The embodiment shown in FIG. 4 permits the electrical motor to be cooled by the production fluids both internally (i.e., as the fluids pass through the hollow rotor shaft) and externally (i.e., as the fluids pass between the exterior of the electrical motor and the well casing), without the need to use a shroud, fluid recirculation or locate the pumping system below the perforations in the well. This avoids having to drill the well down below the perforations, i.e., no “rathole” is required to achieve the benefits of this aspect of the invention. This embodiment also permits one to avoid exposing the pumping system to sandy conditions as often exist below the perforations.
In FIG. 5 , a pumping system includes electrical motor 502 and pump 511. These are located in a well having casing 601 with perforations 515. As shown, perforations 615 are located above pump intakes 517, as is preferred, but the perforations may be located at the level of or below pump intakes 517. Electrical motor 502 contains hollow rotor shaft 503. In the preferred embodiment shown, motor 502 includes a drive system including magnets 504 located about hollow rotor shaft 503 and stators 505 which are located on the interior of housing 510. When operated, hollow rotor shaft 503 rotates about its longitudinal axis.
In operation, production fluids enter the well through perforations 515, flow downwardly past the exterior of electrical motor housing 510 and into intakes 517. The fluids are then pumped downwardly in pump 511 by impellers 513, where they enter shaft inlet 522 and are pumped upwardly through hollow drive shaft 512 of pump 511 and then through hollow rotor shaft 503 of motor 502, all in the direction indicated by arrows 506.
The embodiment shown in FIG. 5 includes preferred thrust bearing and seal 516. In this invention, the downward flow of the fluids through pump 511 before entering shaft inlet 522 reduces the downward force produced on pump 511. This in turn relieves the pump thrust carried by thrust bearing and seal 516, thereby prolonging its useful life and reducing the need for service and repair. In addition, this aspect of the invention permits the electrical motor to be cooled both on its exterior and its interior by the production fluids.

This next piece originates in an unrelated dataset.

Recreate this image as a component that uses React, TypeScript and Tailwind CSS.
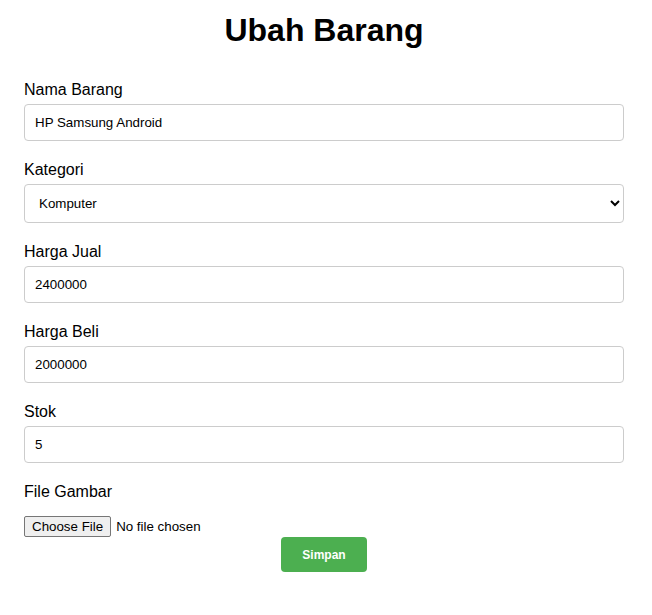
import React from "react";

const inputCls =
  "block w-full h-[37px] px-[10px] border border-[#cccccc] rounded-[4px] bg-white text-[13.33px] text-black outline-none";

function Field({ label, children, mb = "mb-[20px]" }: { label: string; children: React.ReactNode; mb?: string }) {
  return (
    <div className={mb}>
      <label className="block text-[16px] leading-[18px] mb-[5px] text-black">{label}</label>
      {children}
    </div>
  );
}

export default function App() {
  return (
    <div className="bg-white min-h-[615px] w-[652px]" style={{ fontFamily: '"Liberation Sans", Arial, sans-serif' }}>
      <div className="w-[600px] ml-[24px] pt-[12px]">
        <h1 className="text-[32px] leading-[37px] font-bold text-center text-black mb-[32px]">Ubah Barang</h1>
        <form onSubmit={(e) => e.preventDefault()}>
          <Field label="Nama Barang">
            <input className={inputCls} defaultValue="HP Samsung Android" />
          </Field>
          <Field label="Kategori">
            <select
              className="block w-full h-[39px] px-[10px] border border-[#cccccc] rounded-[4px] bg-white text-[13.33px] text-black outline-none"
              defaultValue="Komputer"
            >
              <option>Komputer</option>
              <option>Handphone</option>
            </select>
          </Field>
          <Field label="Harga Jual">
            <input className={inputCls} defaultValue="2400000" />
          </Field>
          <Field label="Harga Beli">
            <input className={inputCls} defaultValue="2000000" />
          </Field>
          <Field label="Stok">
            <input className={inputCls} defaultValue="5" />
          </Field>
          <div>
            <label className="block text-[16px] leading-[18px] mb-[15px] text-black">File Gambar</label>
            <input
              type="file"
              className="block h-[21px] text-[13.33px] leading-[15px] text-black file:h-[21px] file:bg-[#efefef] file:border file:border-solid file:border-[#767676] file:rounded-[2px] file:px-[7px] file:py-0 file:mr-[5px] file:text-black"
            />
          </div>
          <div className="flex justify-center">
            <button
              type="submit"
              className="w-[86px] h-[35px] bg-[#4caf50] text-white text-[12px] font-bold rounded-[4px]"
            >
              Simpan
            </button>
          </div>
        </form>
      </div>
    </div>
  );
}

In FIG. 6 , a pumping system including pump 611 and electrical motor 602 is located in a well having casing 601 with perforations 615, where production fluids enter the well. Perforations 615 are located below the pumping system. The production fluids are a mixture of at least one liquid and at least one gas. In this embodiment, intake 620 is located below the rest of the pumping system, although it is possible that one or more pumps or electrical motors can be located below the intakes. Intake 620 has diameter D, which is smaller than the diameter D′ of electrical motor 602 (and, as shown, pump 611) which is immediately above intake 620.
In operation, a mixture of gaseous and liquid fluids enters the well through perforations 615. These move upwardly in the direction indicated by arrows 606 into vortex zones indicated in FIG. 6 by reference numerals 622. Vortex zones 622 are created in part by virtue of the diameter of intake 620 being smaller than that of electrical motor 602. In vortex zones 622, liquids and gasses separate efficiently. Gasses move upwardly in the direction indicated by arrows 608 between casing 602 and the exterior housings 610 and 609 of electrical motor 602 and pump 611. Liquids enter intake 620, flow downwardly through a section of intake 620, then enter hollow rotor shaft 603, and then are pumped upwardly to the wellhead. Arrows 607 in FIG. 6 indicate the direction of the liquids.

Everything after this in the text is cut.